New Orleans, in Louisiana, was the largest city in the Southern states during the American Civil War. It provided thousands of troops for the Confederate States Army, as well as several leading officers and generals. Its location near the mouth of the Mississippi River made the city an important and early target of the Union Army, which occupied the city for much of the war, interrupting its vital status as a port for export of cotton and other Southern-produced trade goods.

==Early war years==
The history of New Orleans is one of uninterrupted growth. In the 1850 census, New Orleans ranked as the 6th largest city in the United States, with a population reported as 168,675.〔1860 United States Census〕 It was the only city in the South with over 100,000 people. By 1840 New Orleans had the largest slave market in the nation, which contributed greatly to its wealth. During the antebellum years, two-thirds of the more than one million slaves who moved from the Upper South in forced migration to the Deep South were taken in the slave trade. Estimates are that the slaves generated an ancillary economy valued at 13.5 percent of the price per person, generating tens of billions of dollars through the years.〔Walter Johnson, ''Soul by Soul: Life Inside the Antebellum Slave Market'', pp.2 and 6〕
Antebellum New Orleans was the commercial heart of the Deep South, with cotton comprising fully half of the estimated $156,000,000 (in 1857 dollars) exports, followed by tobacco and sugar. Over half of all the cotton grown in the U.S. passed through the port of New Orleans (1.4 million bales), fully three times more than at the second-leading port of Mobile. The city also boasted a number of Federal buildings, including the New Orleans Mint, a branch of the United States Mint, and the U.S. Custom House.〔''Harper's Weekly'', February 16, 1861〕
Louisiana voted to secede from the Union on January 22, 1861. On January 29, the Secession Convention reconvened in New Orleans (it had earlier met in Baton Rouge) and passed an ordinance that allowed Federal employees to remain in their posts, but as employees of the state of Louisiana. In March, Louisiana accepted the Confederate States Constitution. The New Orleans Mint was seized; it was used during 1861 to produce Confederate coinage, particularly half-dollars. Since the dies were not changed, these are indistinguishable from 1861-O (the raised O indicating New Orleans) halves minted by the U.S. government. (Using a different reverse die, an unknown number of true Confederate half-dollars were minted, before the gold bullion ran out. See New Orleans Mint.)

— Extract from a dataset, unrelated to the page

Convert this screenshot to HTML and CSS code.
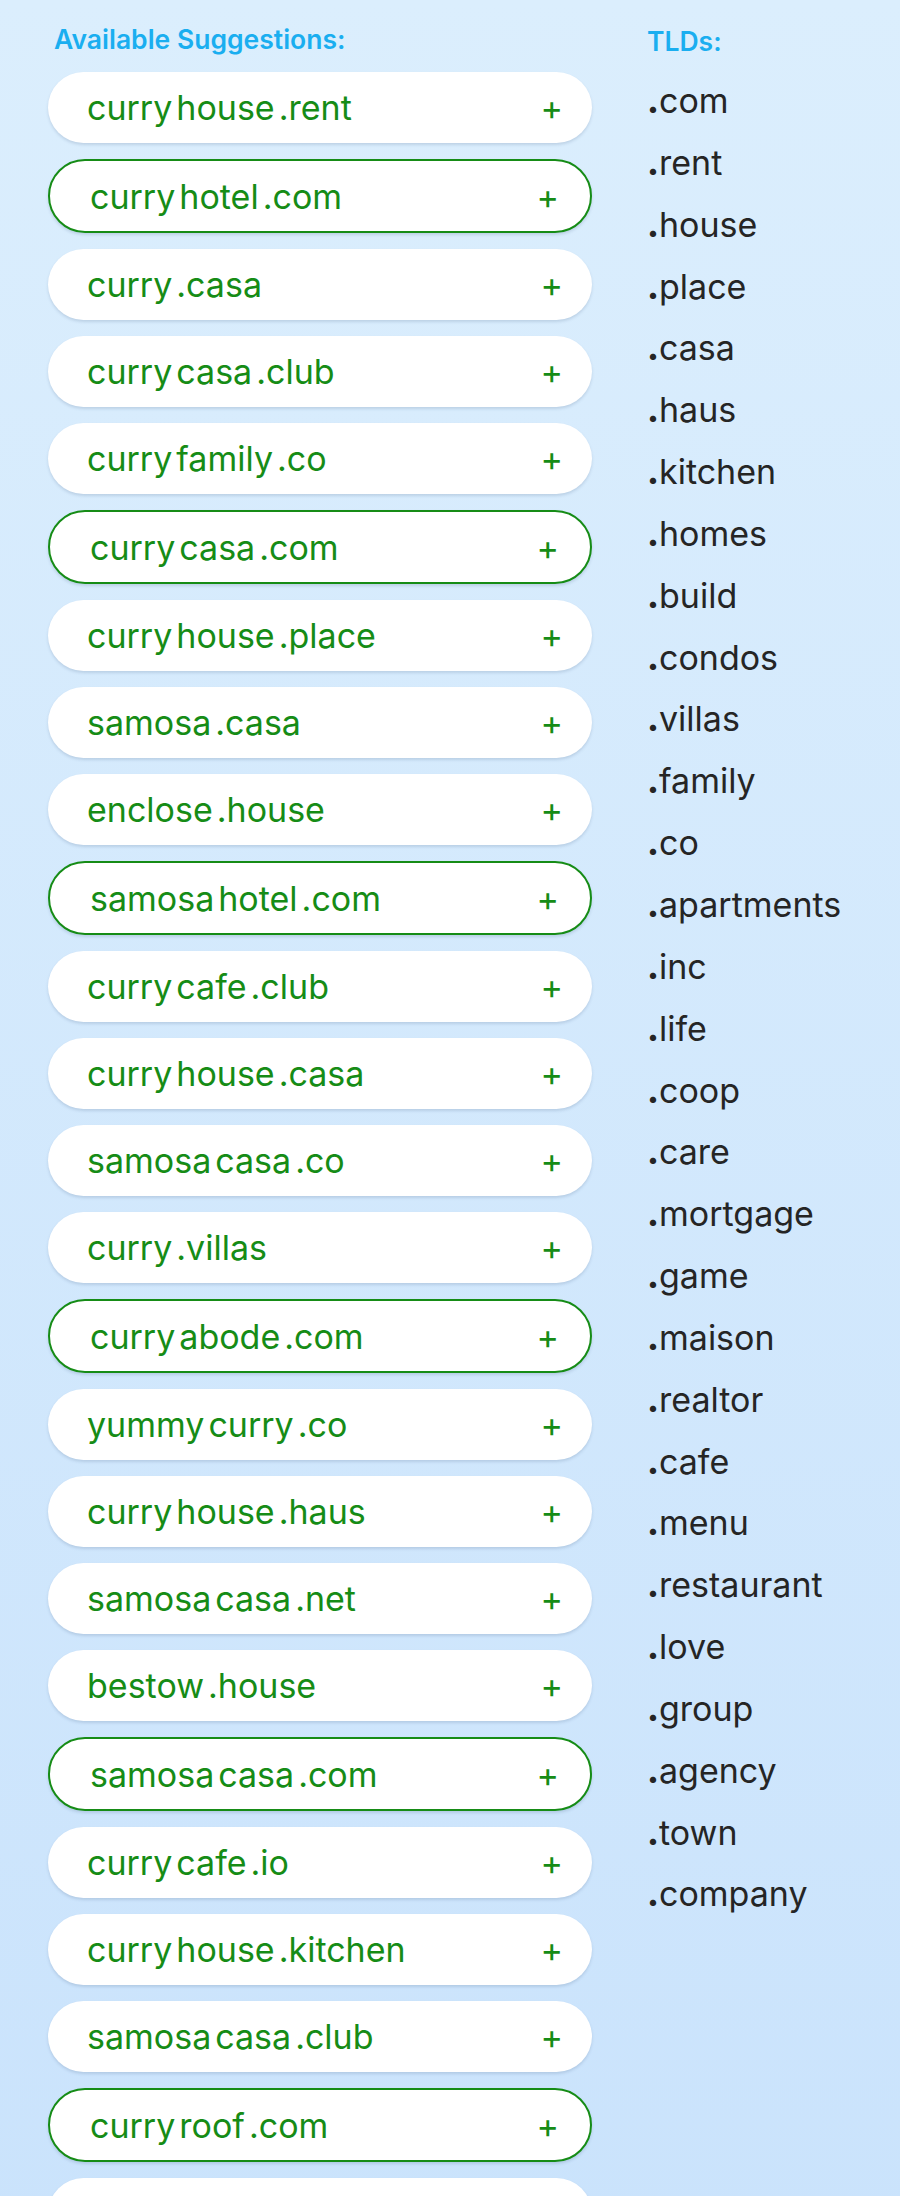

New Orleans soon became a major source of troops, armament, and supplies to the Confederate States Army. Among the early responders to the call for troops was the "Washington Artillery," a pre-war militia artillery company that later formed the nucleus of a battalion in the Army of Northern Virginia. In January 1862, men from the free black community of New Orleans formed a regiment of Confederate soldiers called the Louisiana Native Guard. Although they were denied battle participation, the Confederate Army used the Guard to defend various entrenchments around New Orleans. Several area residents soon rose to prominence in this Army, including P.G.T. Beauregard, Braxton Bragg, Albert G. Blanchard, and Harry T. Hays, the commander of the famed Louisiana Tigers infantry brigade which included a large contingent of Irish American New Orleanians.
The city was initially the site of a Confederate States Navy ordnance depot. New Orleans shipfitters produced some innovative warships, including the ''CSS Manassas'' (an early ironclad), as well as two submarines (the Bayou St. John submarine and the ''Pioneer'') which did not see action before the fall of the city. The Confederate Navy actively defended the lower reaches of the Mississippi River, during the Battle of the Head of Passes.
Early in the Civil War, New Orleans became a prime target for the Union Army and Navy. The U.S. War Department planned a major attack to seize control of the city and its vital port, to choke off a major source of income and supplies for the fledgling Confederacy.